Your task ::
Return every record below exactly as written, omitting any pictures.

Supplied entries ::

<<<<

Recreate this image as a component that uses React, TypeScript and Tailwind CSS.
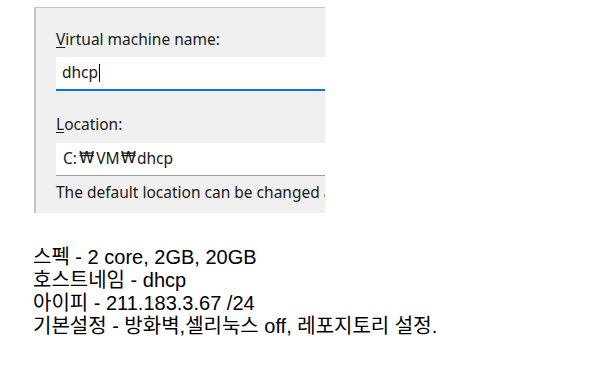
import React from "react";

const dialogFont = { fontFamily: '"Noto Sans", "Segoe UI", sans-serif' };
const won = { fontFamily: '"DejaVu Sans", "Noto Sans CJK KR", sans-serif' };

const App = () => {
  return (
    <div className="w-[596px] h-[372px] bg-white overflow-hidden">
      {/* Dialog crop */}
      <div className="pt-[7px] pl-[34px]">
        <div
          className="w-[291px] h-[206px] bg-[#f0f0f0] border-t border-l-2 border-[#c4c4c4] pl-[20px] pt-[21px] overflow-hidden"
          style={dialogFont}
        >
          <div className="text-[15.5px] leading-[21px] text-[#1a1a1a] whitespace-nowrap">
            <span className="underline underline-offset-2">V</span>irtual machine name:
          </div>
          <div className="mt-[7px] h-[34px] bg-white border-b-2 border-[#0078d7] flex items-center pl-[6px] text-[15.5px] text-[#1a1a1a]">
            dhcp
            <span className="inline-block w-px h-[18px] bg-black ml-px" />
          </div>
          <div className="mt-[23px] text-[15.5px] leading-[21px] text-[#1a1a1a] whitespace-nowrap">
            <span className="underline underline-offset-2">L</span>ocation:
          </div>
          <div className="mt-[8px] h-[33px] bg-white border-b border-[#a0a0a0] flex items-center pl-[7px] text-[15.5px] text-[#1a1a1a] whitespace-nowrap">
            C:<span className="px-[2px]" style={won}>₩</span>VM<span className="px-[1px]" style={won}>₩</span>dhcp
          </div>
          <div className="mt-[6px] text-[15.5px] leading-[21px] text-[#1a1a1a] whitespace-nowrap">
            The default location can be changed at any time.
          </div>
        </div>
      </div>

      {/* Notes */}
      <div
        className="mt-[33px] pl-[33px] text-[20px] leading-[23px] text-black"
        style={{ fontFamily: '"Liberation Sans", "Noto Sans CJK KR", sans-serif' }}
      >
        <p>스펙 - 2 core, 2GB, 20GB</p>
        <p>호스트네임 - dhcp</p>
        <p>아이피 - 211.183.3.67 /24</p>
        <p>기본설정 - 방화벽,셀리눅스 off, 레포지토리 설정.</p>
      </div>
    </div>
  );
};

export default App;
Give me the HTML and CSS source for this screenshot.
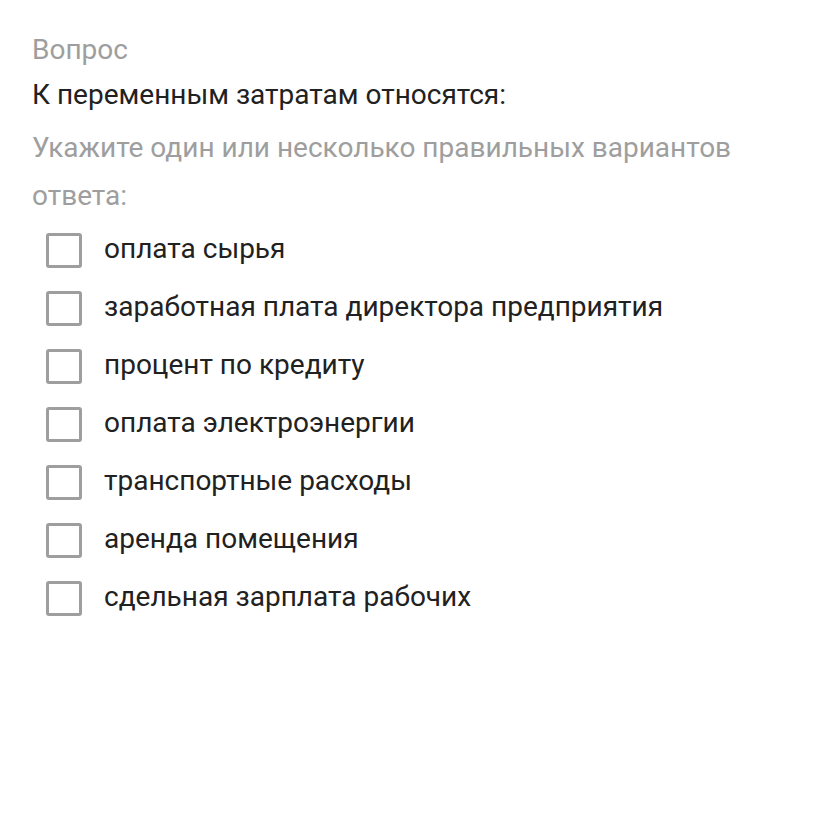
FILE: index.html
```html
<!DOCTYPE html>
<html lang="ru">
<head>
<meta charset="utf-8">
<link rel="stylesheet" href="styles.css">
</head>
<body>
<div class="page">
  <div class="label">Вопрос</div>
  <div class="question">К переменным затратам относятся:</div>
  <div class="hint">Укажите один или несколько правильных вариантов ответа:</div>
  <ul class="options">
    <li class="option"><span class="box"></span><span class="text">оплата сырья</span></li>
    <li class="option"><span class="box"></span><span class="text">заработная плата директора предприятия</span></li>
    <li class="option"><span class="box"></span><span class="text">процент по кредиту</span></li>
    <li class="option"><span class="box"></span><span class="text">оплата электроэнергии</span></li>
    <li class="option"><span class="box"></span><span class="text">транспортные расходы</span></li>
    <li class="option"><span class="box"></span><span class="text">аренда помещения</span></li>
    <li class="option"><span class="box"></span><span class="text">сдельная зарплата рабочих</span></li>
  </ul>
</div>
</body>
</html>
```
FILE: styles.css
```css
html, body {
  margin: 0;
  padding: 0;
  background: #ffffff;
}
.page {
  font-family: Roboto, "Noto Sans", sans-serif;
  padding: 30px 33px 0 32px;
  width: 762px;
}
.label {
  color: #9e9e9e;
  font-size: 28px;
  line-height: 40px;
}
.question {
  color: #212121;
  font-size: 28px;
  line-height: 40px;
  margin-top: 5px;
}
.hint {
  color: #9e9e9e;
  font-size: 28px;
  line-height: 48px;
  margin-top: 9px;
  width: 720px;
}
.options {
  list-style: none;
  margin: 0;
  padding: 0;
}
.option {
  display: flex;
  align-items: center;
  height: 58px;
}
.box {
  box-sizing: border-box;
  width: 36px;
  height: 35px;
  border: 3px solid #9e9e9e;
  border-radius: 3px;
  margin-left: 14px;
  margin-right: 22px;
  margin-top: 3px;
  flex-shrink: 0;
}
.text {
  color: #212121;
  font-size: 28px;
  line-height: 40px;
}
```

>>>>

Solution for this task ::
Recreate this image as a component that uses React, TypeScript and Tailwind CSS.
import React from "react";

const dialogFont = { fontFamily: '"Noto Sans", "Segoe UI", sans-serif' };
const won = { fontFamily: '"DejaVu Sans", "Noto Sans CJK KR", sans-serif' };

const App = () => {
  return (
    <div className="w-[596px] h-[372px] bg-white overflow-hidden">
      {/* Dialog crop */}
      <div className="pt-[7px] pl-[34px]">
        <div
          className="w-[291px] h-[206px] bg-[#f0f0f0] border-t border-l-2 border-[#c4c4c4] pl-[20px] pt-[21px] overflow-hidden"
          style={dialogFont}
        >
          <div className="text-[15.5px] leading-[21px] text-[#1a1a1a] whitespace-nowrap">
            <span className="underline underline-offset-2">V</span>irtual machine name:
          </div>
          <div className="mt-[7px] h-[34px] bg-white border-b-2 border-[#0078d7] flex items-center pl-[6px] text-[15.5px] text-[#1a1a1a]">
            dhcp
            <span className="inline-block w-px h-[18px] bg-black ml-px" />
          </div>
          <div className="mt-[23px] text-[15.5px] leading-[21px] text-[#1a1a1a] whitespace-nowrap">
            <span className="underline underline-offset-2">L</span>ocation:
          </div>
          <div className="mt-[8px] h-[33px] bg-white border-b border-[#a0a0a0] flex items-center pl-[7px] text-[15.5px] text-[#1a1a1a] whitespace-nowrap">
            C:<span className="px-[2px]" style={won}>₩</span>VM<span className="px-[1px]" style={won}>₩</span>dhcp
          </div>
          <div className="mt-[6px] text-[15.5px] leading-[21px] text-[#1a1a1a] whitespace-nowrap">
            The default location can be changed at any time.
          </div>
        </div>
      </div>

      {/* Notes */}
      <div
        className="mt-[33px] pl-[33px] text-[20px] leading-[23px] text-black"
        style={{ fontFamily: '"Liberation Sans", "Noto Sans CJK KR", sans-serif' }}
      >
        <p>스펙 - 2 core, 2GB, 20GB</p>
        <p>호스트네임 - dhcp</p>
        <p>아이피 - 211.183.3.67 /24</p>
        <p>기본설정 - 방화벽,셀리눅스 off, 레포지토리 설정.</p>
      </div>
    </div>
  );
};

export default App;
Give me the HTML and CSS source for this screenshot.
FILE: index.html
```html
<!DOCTYPE html>
<html lang="ru">
<head>
<meta charset="utf-8">
<link rel="stylesheet" href="styles.css">
</head>
<body>
<div class="page">
  <div class="label">Вопрос</div>
  <div class="question">К переменным затратам относятся:</div>
  <div class="hint">Укажите один или несколько правильных вариантов ответа:</div>
  <ul class="options">
    <li class="option"><span class="box"></span><span class="text">оплата сырья</span></li>
    <li class="option"><span class="box"></span><span class="text">заработная плата директора предприятия</span></li>
    <li class="option"><span class="box"></span><span class="text">процент по кредиту</span></li>
    <li class="option"><span class="box"></span><span class="text">оплата электроэнергии</span></li>
    <li class="option"><span class="box"></span><span class="text">транспортные расходы</span></li>
    <li class="option"><span class="box"></span><span class="text">аренда помещения</span></li>
    <li class="option"><span class="box"></span><span class="text">сдельная зарплата рабочих</span></li>
  </ul>
</div>
</body>
</html>
```
FILE: styles.css
```css
html, body {
  margin: 0;
  padding: 0;
  background: #ffffff;
}
.page {
  font-family: Roboto, "Noto Sans", sans-serif;
  padding: 30px 33px 0 32px;
  width: 762px;
}
.label {
  color: #9e9e9e;
  font-size: 28px;
  line-height: 40px;
}
.question {
  color: #212121;
  font-size: 28px;
  line-height: 40px;
  margin-top: 5px;
}
.hint {
  color: #9e9e9e;
  font-size: 28px;
  line-height: 48px;
  margin-top: 9px;
  width: 720px;
}
.options {
  list-style: none;
  margin: 0;
  padding: 0;
}
.option {
  display: flex;
  align-items: center;
  height: 58px;
}
.box {
  box-sizing: border-box;
  width: 36px;
  height: 35px;
  border: 3px solid #9e9e9e;
  border-radius: 3px;
  margin-left: 14px;
  margin-right: 22px;
  margin-top: 3px;
  flex-shrink: 0;
}
.text {
  color: #212121;
  font-size: 28px;
  line-height: 40px;
}
```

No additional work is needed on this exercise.